BEGIN THE RECORDS

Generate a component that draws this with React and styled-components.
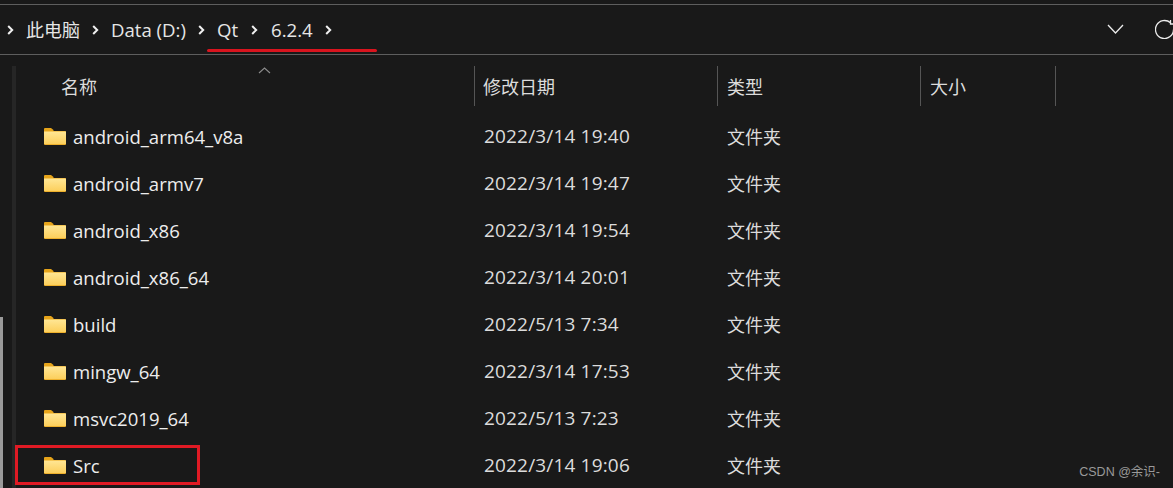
import React from "react";
import styled, { createGlobalStyle } from "styled-components";

const Global = createGlobalStyle`
  html, body { margin: 0; padding: 0; background: #191919; }
  #root { width: 1173px; height: 488px; overflow: hidden; }
`;

const FONT = `"Open Sans", "Noto Sans", "Noto Sans CJK SC", sans-serif`;

const Page = styled.div`
  position: relative;
  width: 1173px;
  height: 488px;
  background: #191919;
  color: #e8e8e8;
  font-family: ${FONT};
  font-size: 18px;
  overflow: hidden;
  display: flex;
  flex-direction: column;
`;

const AddressBar = styled.div`
  box-sizing: border-box;
  height: 52px;
  margin-top: 4px;
  border-top: 1px solid #5e5e5e;
  border-bottom: 1px solid #5e5e5e;
  display: flex;
  align-items: center;
  padding: 0 0 0 7px;
  position: relative;
`;

const Crumbs = styled.div`
  display: flex;
  align-items: center;
  flex: 1;
`;

const Crumb = styled.span`
  margin-left: ${(p) => p.$gap}px;
  line-height: 24px;
  color: #e6e6e6;
  white-space: nowrap;
  font-size: ${(p) => p.$size || 18.6}px;
`;

const Chev = styled.svg`
  margin-left: ${(p) => p.$gap}px;
  flex: none;
`;

const ChevronRight = ({ gap }) => (
  <Chev $gap={gap} width="7" height="10" viewBox="0 0 7 10">
    <path d="M1.2 1 L5.2 5 L1.2 9" fill="none" stroke="#f0f0f0" strokeWidth="2" />
  </Chev>
);

const ToolIcon = styled.svg`
  position: absolute;
  top: ${(p) => p.$top}px;
  left: ${(p) => p.$left}px;
`;

const RedLine = styled.div`
  position: absolute;
  left: 207px;
  top: 44px;
  width: 170px;
  height: 3px;
  background: #d9141e;
  border-radius: 2px;
`;

const Body = styled.div`
  flex: 1;
  position: relative;
  padding: 11px 0 0 0;
`;

const LeftTrack = styled.div`
  position: absolute;
  left: 12px;
  top: 11px;
  bottom: 0;
  width: 4px;
  background: #262626;
`;

const LeftThumb = styled.div`
  position: absolute;
  left: 0;
  top: 262px;
  bottom: 0;
  width: 3px;
  background: #9a9a9a;
`;

const HeaderRow = styled.div`
  display: grid;
  grid-template-columns: 475px 243px 203px 135px;
  height: 40px;
`;

const HeaderCell = styled.div`
  box-sizing: border-box;
  height: 40px;
  padding-left: ${(p) => p.$pad}px;
  padding-bottom: 1px;
  border-right: 1px solid #555;
  display: flex;
  align-items: center;
  font-size: 18px;
  color: #dcdcdc;
`;

const SortArrow = styled.svg`
  position: absolute;
  left: 258px;
  top: 12px;
`;

const Rows = styled.div`
  margin-top: 6px;
  display: flex;
  flex-direction: column;
`;

const Row = styled.div`
  display: grid;
  grid-template-columns: 475px 243px 1fr;
  height: 47px;
  align-items: center;
`;

const NameCell = styled.div`
  display: flex;
  align-items: center;
  padding-left: 44px;
  gap: 7px;
  color: #ededed;
  font-size: 18.55px;
`;

const NameText = styled.span`
  padding-top: 2px;
`;

const DateCell = styled.div`
  padding-left: 9px;
  color: #dcdcdc;
  font-size: 19px;
  letter-spacing: 0.17px;
`;

const TypeCell = styled.div`
  padding-left: 9px;
  color: #dcdcdc;
`;

const RedBox = styled.div`
  position: absolute;
  left: 15px;
  top: 445px;
  width: 185px;
  height: 40px;
  box-sizing: border-box;
  border: 3px solid #e01a24;
`;

const Watermark = styled.div`
  position: absolute;
  right: 13px;
  bottom: 8px;
  font-family: "Liberation Sans", "Noto Sans CJK SC", sans-serif;
  font-size: 12.5px;
  color: #9a9a9a;
`;

const FolderIcon = styled.svg`
  flex: none;
`;

const Folder = () => (
  <FolderIcon width="22" height="18" viewBox="0 0 22 18">
    <defs>
      <linearGradient id="fg" x1="0" y1="0" x2="0" y2="1">
        <stop offset="0" stopColor="#ffe694" />
        <stop offset="1" stopColor="#fccf5c" />
      </linearGradient>
    </defs>
    <path d="M0 2 Q0 1 1 1 H7 L9.5 3 V5 H0 Z" fill="#e6a41a" />
    <path d="M0 4 H21 Q22 4 22 5 V17 Q22 18 21 18 H1 Q0 18 0 17 Z" fill="#eeb02c" />
    <rect x="0" y="4.6" width="22" height="12.4" fill="url(#fg)" />
  </FolderIcon>
);

const items = [
  ["android_arm64_v8a", "2022/3/14 19:40"],
  ["android_armv7", "2022/3/14 19:47"],
  ["android_x86", "2022/3/14 19:54"],
  ["android_x86_64", "2022/3/14 20:01"],
  ["build", "2022/5/13 7:34"],
  ["mingw_64", "2022/3/14 17:53"],
  ["msvc2019_64", "2022/5/13 7:23"],
  ["Src", "2022/3/14 19:06"],
];

export default function App() {
  return (
    <Page>
      <Global />
      <AddressBar>
        <Crumbs>
          <ChevronRight gap={0} />
          <Crumb $gap={12} $size={18}>此电脑</Crumb>
          <ChevronRight gap={12} />
          <Crumb $gap={12}>Data (D:)</Crumb>
          <ChevronRight gap={12} />
          <Crumb $gap={12}>Qt</Crumb>
          <ChevronRight gap={13} />
          <Crumb $gap={13}>6.2.4</Crumb>
          <ChevronRight gap={12} />
        </Crumbs>
        <ToolIcon $left={1107} $top={19} width="17" height="11" viewBox="0 0 17 11">
          <path d="M1 1 L8.5 9 L16 1" fill="none" stroke="#ececec" strokeWidth="1.3" />
        </ToolIcon>
        <ToolIcon $left={1155} $top={14} width="18" height="20" viewBox="0 0 18 20">
          <path d="M15.5 3.8 A9 9 0 1 0 18.5 10.5" fill="none" stroke="#ececec" strokeWidth="1.3" />
          <path d="M15.5 1 V5 H20" fill="none" stroke="#ececec" strokeWidth="1.3" />
        </ToolIcon>
        <RedLine />
      </AddressBar>
      <Body>
        <LeftTrack />
        <LeftThumb />
        <SortArrow width="13" height="7" viewBox="0 0 13 7">
          <path d="M1 6 L6.5 1 L12 6" fill="none" stroke="#8c8c8c" strokeWidth="1.1" />
        </SortArrow>
        <HeaderRow>
          <HeaderCell $pad={61}>名称</HeaderCell>
          <HeaderCell $pad={8}>修改日期</HeaderCell>
          <HeaderCell $pad={9}>类型</HeaderCell>
          <HeaderCell $pad={9}>大小</HeaderCell>
        </HeaderRow>
        <Rows>
          {items.map(([name, date]) => (
            <Row key={name}>
              <NameCell>
                <Folder />
                <NameText>{name}</NameText>
              </NameCell>
              <DateCell>{date}</DateCell>
              <TypeCell>文件夹</TypeCell>
            </Row>
          ))}
        </Rows>
      </Body>
      <RedBox />
      <Watermark>CSDN @余识-</Watermark>
    </Page>
  );
}
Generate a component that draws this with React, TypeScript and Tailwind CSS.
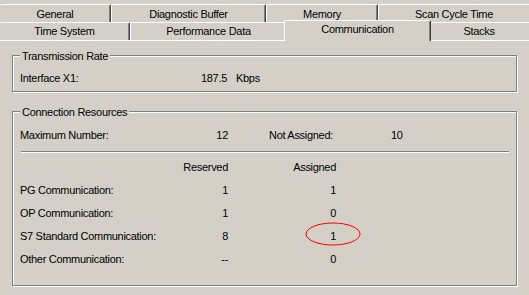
import React from "react";

type TabProps = { label: string; cls: string };

function Tab({ label, cls }: TabProps) {
  return (
    <div
      className={`shrink-0 flex justify-center border-t border-t-white border-r border-r-[#404040] shadow-[inset_-1px_0_0_#808080] rounded-tl-[2px] rounded-tr-[2px] bg-[#d4d0c8] whitespace-nowrap ${cls}`}
    >
      <span>{label}</span>
    </div>
  );
}

function Group({ label, cls, children }: { label: string; cls: string; children: React.ReactNode }) {
  return (
    <div
      className={`relative ml-[12px] w-[505px] border border-[#808080] shadow-[1px_1px_0_#fff,inset_1px_1px_0_#fff] ${cls}`}
    >
      <div className="absolute left-[7px] -top-[6px] px-[2px] bg-[#d4d0c8] whitespace-nowrap">{label}</div>
      {children}
    </div>
  );
}

const rows = [
  { label: "PG Communication:", reserved: "1", assigned: "1" },
  { label: "OP Communication:", reserved: "1", assigned: "0" },
  { label: "S7 Standard Communication:", reserved: "8", assigned: "1", mark: true },
  { label: "Other Communication:", reserved: "--", assigned: "0" },
];

export default function App() {
  return (
    <div className="w-[529px] h-[295px] overflow-hidden bg-[#d4d0c8] text-black text-[11px] leading-[12px] tracking-[-0.3px] font-['Liberation_Sans',Arial,sans-serif]">
      {/* Tab row 1 */}
      <div className="flex h-[18px] mt-[4px]">
        <Tab label="General" cls="w-[111px] pt-[3px]" />
        <Tab label="Diagnostic Buffer" cls="w-[155px] pt-[3px] border-l border-l-white" />
        <Tab label="Memory" cls="w-[112px] pt-[3px] border-l border-l-white" />
        <Tab label="Scan Cycle Time" cls="w-[170px] pr-[18px] pt-[3px] border-l border-l-white" />
      </div>
      {/* Tab row 2 */}
      <div className="flex h-[18px]">
        <Tab label="Time System" cls="w-[130px] pt-[2px]" />
        <Tab label="Performance Data" cls="w-[157px] pt-[2px] border-l border-l-white" />
        <div className="relative z-10 shrink-0 -ml-[3px] -mt-[2px] h-[21px] w-[147px] flex justify-center pt-[2px] border-t border-t-white border-l border-l-white border-r border-r-[#404040] shadow-[inset_-1px_0_0_#808080] rounded-tl-[2px] rounded-tr-[2px] bg-[#d4d0c8] whitespace-nowrap">
          <span>Communication</span>
        </div>
        <Tab label="Stacks" cls="w-[110px] pr-[13px] pt-[2px]" />
      </div>
      {/* Panel */}
      <div className="border-t border-t-white pt-[14px]">
        <Group label="Transmission Rate" cls="h-[37px] pt-[10px] pl-[7px]">
          <div className="flex h-[23px] items-center whitespace-nowrap">
            <span className="w-[150px]">Interface X1:</span>
            <span className="w-[57px] text-right">187.5</span>
            <span className="ml-[9px]">Kbps</span>
          </div>
        </Group>
        <Group label="Connection Resources" cls="mt-[19px] h-[175px] pt-[11px]">
          <div className="flex h-[23px] items-center pl-[7px] whitespace-nowrap">
            <span className="w-[150px]">Maximum Number:</span>
            <span className="w-[58px] text-right">12</span>
            <span className="w-[41px]" />
            <span className="w-[122px]">Not Assigned:</span>
            <span>10</span>
          </div>
          <div className="mt-[5px] ml-[8px] mr-[7px] h-px bg-[#808080] shadow-[0_1px_0_#fff]" />
          <div className="mt-[3px]">
            <div className="flex h-[23px] items-center pl-[7px] whitespace-nowrap">
              <span className="w-[150px]" />
              <span className="w-[58px] text-right">Reserved</span>
              <span className="w-[108px] text-right">Assigned</span>
            </div>
            {rows.map((r) => (
              <div key={r.label} className="relative flex h-[23px] items-center pl-[7px] whitespace-nowrap">
                <span className="w-[150px]">{r.label}</span>
                <span className="w-[58px] text-right">{r.reserved}</span>
                <span className="w-[108px] text-right">{r.assigned}</span>
                {r.mark && (
                  <svg className="absolute left-[292px] -top-[2px]" width="56" height="24" viewBox="0 0 56 24">
                    <ellipse cx="28" cy="12" rx="27" ry="11" fill="none" stroke="#ff0000" strokeWidth="1" />
                  </svg>
                )}
              </div>
            ))}
          </div>
        </Group>
      </div>
    </div>
  );
}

END THE RECORDS

GIVEN TASK: Reproduce every line from the entries that holds the word "this".

EXERCISE OUTPUT:
Generate a component that draws this with React and styled-components.
Generate a component that draws this with React, TypeScript and Tailwind CSS.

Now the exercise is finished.